Panel data analysis in Stata offers a number of advantages over other types of data analysis. Some of these advantages include following:

### 1. **Control for Heterogeneity**

One major advantage is that it **allows researchers to control for unobserved heterogeneity**, which can lead to biased estimates of the effects of variables on outcomes. By including individual-level fixed effects, panel data analysis can account for individual-specific characteristics that are constant over time and may be correlated with the variables of interest.

### 2. **Examine Variables Over Time**

Another advantage of panel data analysis is that it **allows researchers to examine the effects of variables over time**. By including time-varying covariates, panel data analysis can capture changes in variables over time and how they affect outcomes. This makes it an ideal method for studying dynamic processes and the impact of policy interventions.

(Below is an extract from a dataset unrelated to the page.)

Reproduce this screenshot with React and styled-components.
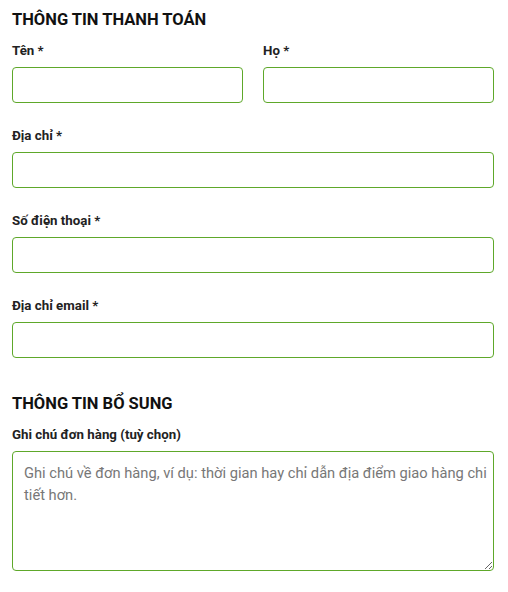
import React from "react";
import styled, { createGlobalStyle } from "styled-components";

const Global = createGlobalStyle`
  html, body { margin: 0; padding: 0; background: #fff; }
  body { font-family: Roboto, "Noto Sans", Arial, sans-serif; }
  * { box-sizing: border-box; }
`;

const Page = styled.div`
  padding: 10px 14px 20px 12px;
  width: 508px;
`;

const Section = styled.section`
  & + & { margin-top: 36px; }
`;

const Heading = styled.h3`
  margin: 0 0 11px;
  font-size: 16.5px;
  line-height: 20px;
  font-weight: 700;
  text-transform: uppercase;
  color: #111;
`;

const Row = styled.div`
  display: grid;
  grid-template-columns: ${(p) => (p.$cols === 2 ? "1fr 1fr" : "1fr")};
  column-gap: 20px;
`;

const Field = styled.div`
  display: flex;
  flex-direction: column;
  margin-bottom: ${(p) => (p.$last ? "0" : "23px")};
`;

const Label = styled.label`
  font-size: 13.3px;
  line-height: 20px;
  font-weight: 700;
  color: #222;
  margin-bottom: 6px;
`;

const Input = styled.input`
  height: 36px;
  width: 100%;
  border: 1px solid #5ea82a;
  border-radius: 4px;
  padding: 0 11px;
  font: inherit;
  font-size: 15px;
  background: #fff;
  outline: none;
`;

const TextArea = styled.textarea`
  width: 100%;
  height: 120px;
  border: 1px solid #5ea82a;
  border-radius: 4px;
  padding: 10px 4px 10px 11px;
  font-family: Roboto, "Noto Sans", Arial, sans-serif;
  font-size: 14.7px;
  line-height: 22px;
  color: #333;
  background: #fff;
  outline: none;
  display: block;
  &::placeholder { color: #777; opacity: 1; }
`;

export default function App() {
  return (
    <>
      <Global />
      <Page>
        <Section>
          <Heading>Thông tin thanh toán</Heading>
          <Row $cols={2}>
            <Field>
              <Label>Tên *</Label>
              <Input type="text" />
            </Field>
            <Field>
              <Label>Họ *</Label>
              <Input type="text" />
            </Field>
          </Row>
          <Field>
            <Label>Địa chỉ *</Label>
            <Input type="text" />
          </Field>
          <Field>
            <Label>Số điện thoại *</Label>
            <Input type="tel" />
          </Field>
          <Field $last>
            <Label>Địa chỉ email *</Label>
            <Input type="email" />
          </Field>
        </Section>
        <Section>
          <Heading>Thông tin bổ sung</Heading>
          <Field $last>
            <Label>Ghi chú đơn hàng (tuỳ chọn)</Label>
            <TextArea placeholder="Ghi chú về đơn hàng, ví dụ: thời gian hay chỉ dẫn địa điểm giao hàng chi tiết hơn." />
          </Field>
        </Section>
      </Page>
    </>
  );
}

### 3. **Powerful Tools of Stata for Panel Data**

Panel data analysis in **Stata also offers a range of powerful tools** and methods for data exploration, visualization, and modeling. Stata’s built-in commands for panel data analysis allow researchers to easily estimate fixed and random effects models, dynamic panel models, and other advanced methods. Additionally, Stata’s graphics capabilities make it easy to create visualizations of panel data that can aid in data exploration and model interpretation.

Overall, panel data analysis in Stata provides researchers with a powerful tool for analyzing longitudinal data and exploring dynamic relationships between variables over time.

**Description of Example Data Used in thig blog**

I have generated a sample panel data for use as an example in this blog. There are 10 companies in the data whose data is available from 2010 to 2022. There are three variables in data: One is dependent variable (depvar) and other two are independent variables (indepvar1 and indepvar2). The browse window of data in Stata is following:

The blue highlighted part shows the long format of data. This is necessary to do panel data analysis in Stata. If you do not what is long format, you can check it here.

Note: This is a dummy data and not real data. This is just for the demonstration purposes for this blog post.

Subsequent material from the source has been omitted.